Oh yeah, agreed. You have to be vascular and tight to wear this. It's going to make fatties uneasy, but I see myself and others who don the vest, like zlatan, as inspiration to get in shape or stop eating so much. Give up the video games, p*rn, fast food and start living baby. Women love this, I mean they go crazy !! If price is a problem, I recommend starting out with a regular female sports bra. Just own it.
One pic could shut all the doubters up, show us your god-like looks and that you really wear these things.
Where I'm from this is called "Hermaphrodite Sportswear". I wouldn't doubt that his name is Jose Maria or for my Anglo brah's "A boy named Sue"..... ....... ....... .......

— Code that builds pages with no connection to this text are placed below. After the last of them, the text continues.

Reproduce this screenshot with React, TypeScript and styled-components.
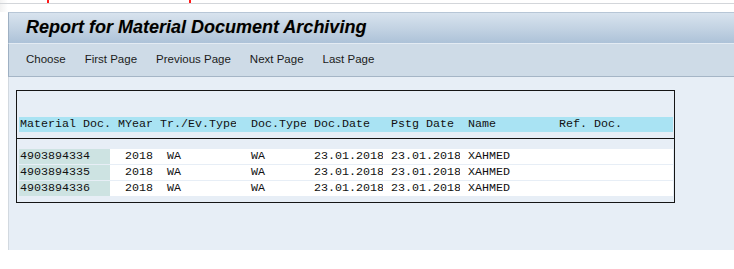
import React from "react";
import styled, { createGlobalStyle } from "styled-components";

const GlobalStyle = createGlobalStyle`
  html, body {
    margin: 0;
    padding: 0;
    background: #ffffff;
  }
  body {
    font-family: "Liberation Sans", Arial, sans-serif;
  }
`;

const CHAR = 7;

const Page = styled.div`
  position: relative;
  width: 734px;
  height: 269px;
  overflow: hidden;
  background: #ffffff;
`;

const TopStrip = styled.div`
  height: 12px;
  box-sizing: border-box;
  padding-top: 3px;
  background: linear-gradient(to right, #f2f2f2 0, #ffffff 8px);
`;

const TopLine = styled.div`
  height: 1px;
  background: #d3d6da;
`;

// red annotation corners left over from a marked-up screenshot
const MarkLeft = styled.i`
  position: absolute;
  top: 0;
  left: 47px;
  width: 2px;
  height: 3px;
  background: #ff1a1a;
`;

const MarkRight = styled.i`
  position: absolute;
  top: 0;
  left: 189px;
  width: 2px;
  height: 3px;
  background: #ff1a1a;
`;

const Window = styled.div`
  margin-left: 8px;
  width: 726px;
  height: 238px;
  display: flex;
  flex-direction: column;
`;

const TitleBar = styled.div`
  height: 32px;
  box-sizing: border-box;
  border-top: 1px solid #b7c6d6;
  border-left: 1px solid #9eb0c3;
  border-bottom: 1px solid #e3ebf3;
  background: linear-gradient(to bottom, #d8e3ee 0%, #c3d3e3 50%, #adc2d8 100%);
  display: flex;
  align-items: center;
  padding: 0 0 1px 17px;
`;

const Title = styled.h1`
  margin: 0;
  font-family: "Liberation Sans", Arial, sans-serif;
  font-size: 18px;
  font-weight: bold;
  font-style: italic;
  color: #000000;
  text-shadow: 0 0 1px rgba(120, 80, 0, 0.25);
`;

const Toolbar = styled.div`
  height: 33px;
  box-sizing: border-box;
  border-left: 1px solid #9eb0c3;
  border-bottom: 1px solid #a5b5c6;
  background: #cedbe7;
  display: flex;
  align-items: center;
  gap: 19px;
  padding: 0 0 2px 17px;
`;

const ToolButton = styled.span`
  font-family: "Liberation Sans", Arial, sans-serif;
  font-size: 11.5px;
  color: #1b1b1b;
  cursor: pointer;
`;

const Content = styled.div`
  flex: 1;
  background: #e7eef6;
  border-left: 1px solid #d2d9e0;
  padding: 13px 0 0 7px;
`;

const ListBox = styled.div`
  width: 659px;
  box-sizing: border-box;
  border: 1px solid #151515;
  font-family: "Liberation Mono", "Courier New", monospace;
  font-size: 11.667px;
  color: #111111;
`;

const HeadSection = styled.div`
  padding: 26px 1px 6px 2px;
  border-bottom: 1px solid #151515;
`;

const BodySection = styled.div`
  padding: 10px 1px 6px 2px;
  display: flex;
  flex-direction: column;
  gap: 1px;
`;

const Line = styled.div<{ $head?: boolean }>`
  display: grid;
  grid-template-columns: repeat(93, ${CHAR}px) 1fr;
  height: 15px;
  line-height: 15px;
  white-space: pre;
  background: ${(p) => (p.$head ? "#a9e3f3" : "#ffffff")};
`;

const Cell = styled.span<{ $col: number; $span: number; $right?: boolean; $key?: boolean }>`
  grid-column: ${(p) => p.$col + 1} / span ${(p) => p.$span};
  grid-row: 1;
  padding-left: 1px;
  text-align: ${(p) => (p.$right ? "right" : "left")};
  margin-right: ${(p) => (p.$right ? "-1px" : "0")};
  background: ${(p) => (p.$key ? "#cde3e2" : "transparent")};
  overflow: hidden;
`;

const columns = [
  { label: "Material Doc.", col: 0, span: 13 },
  { label: "MYear", col: 14, span: 5 },
  { label: "Tr./Ev.Type", col: 20, span: 11 },
  { label: "Doc.Type", col: 33, span: 8 },
  { label: "Doc.Date", col: 42, span: 10 },
  { label: "Pstg Date", col: 53, span: 10 },
  { label: "Name", col: 64, span: 12 },
  { label: "Ref. Doc.", col: 77, span: 12 },
];

const rows = [
  { doc: "4903894334", year: "2018", mvt: "WA", type: "WA", docDate: "23.01.2018", pstgDate: "23.01.2018", name: "XAHMED" },
  { doc: "4903894335", year: "2018", mvt: "WA", type: "WA", docDate: "23.01.2018", pstgDate: "23.01.2018", name: "XAHMED" },
  { doc: "4903894336", year: "2018", mvt: "WA", type: "WA", docDate: "23.01.2018", pstgDate: "23.01.2018", name: "XAHMED" },
];

const toolbarItems = ["Choose", "First Page", "Previous Page", "Next Page", "Last Page"];

const App = () => {
  return (
    <>
      <GlobalStyle />
      <Page>
        <TopStrip>
          <TopLine />
        </TopStrip>
        <MarkLeft />
        <MarkRight />
        <Window>
          <TitleBar>
            <Title>Report for Material Document Archiving</Title>
          </TitleBar>
          <Toolbar>
            {toolbarItems.map((item) => (
              <ToolButton key={item}>{item}</ToolButton>
            ))}
          </Toolbar>
          <Content>
            <ListBox>
              <HeadSection>
                <Line $head>
                  {columns.map((c) => (
                    <Cell key={c.label} $col={c.col} $span={c.span}>
                      {c.label}
                    </Cell>
                  ))}
                </Line>
              </HeadSection>
              <BodySection>
                {rows.map((r) => (
                  <Line key={r.doc}>
                    <Cell $col={0} $span={13} $key>
                      {r.doc}
                    </Cell>
                    <Cell $col={14} $span={5} $right>
                      {r.year}
                    </Cell>
                    <Cell $col={21} $span={10}>
                      {r.mvt}
                    </Cell>
                    <Cell $col={33} $span={8}>
                      {r.type}
                    </Cell>
                    <Cell $col={42} $span={10}>
                      {r.docDate}
                    </Cell>
                    <Cell $col={53} $span={10}>
                      {r.pstgDate}
                    </Cell>
                    <Cell $col={64} $span={12}>
                      {r.name}
                    </Cell>
                  </Line>
                ))}
              </BodySection>
            </ListBox>
          </Content>
        </Window>
      </Page>
    </>
  );
};

export default App;
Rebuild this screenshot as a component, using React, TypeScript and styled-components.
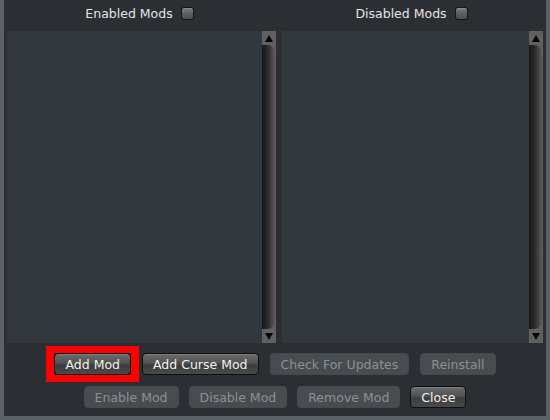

That's a bit despo, don't you think? For me to parade my body to closet homosexuals requesting some sort of flesh to fill out their voyeuristic fantasies, gives me nothing. It also crosses the fine line between casual conversation and seeking validation in a situation where I have nothing to gain. Once pics and personal information are involved... it's praise me, praise me. The closest you'll get to me is an ass bongo vid. The point is, you can easily buy a starter kit at topshop for $10. That's a gender neutral sports bra. It's not as weird as it looks and does wonders for your performance. Try it on, give it a go around your neighborhood, work up a sweat, and be a trendsetter instead of the drone you were born to be. For those of you chasing that dream girl, this is the kind of stuff that makes her realize you're not just another guy trying to sleep with her. You're something bigger than that.
Horatio -- you have to be incredibly mentally dull to view this as effort of any kind. But for a portly Zimmerman lookalike who spends years hating African Americans behind a monitor, I can't say I'm surprised.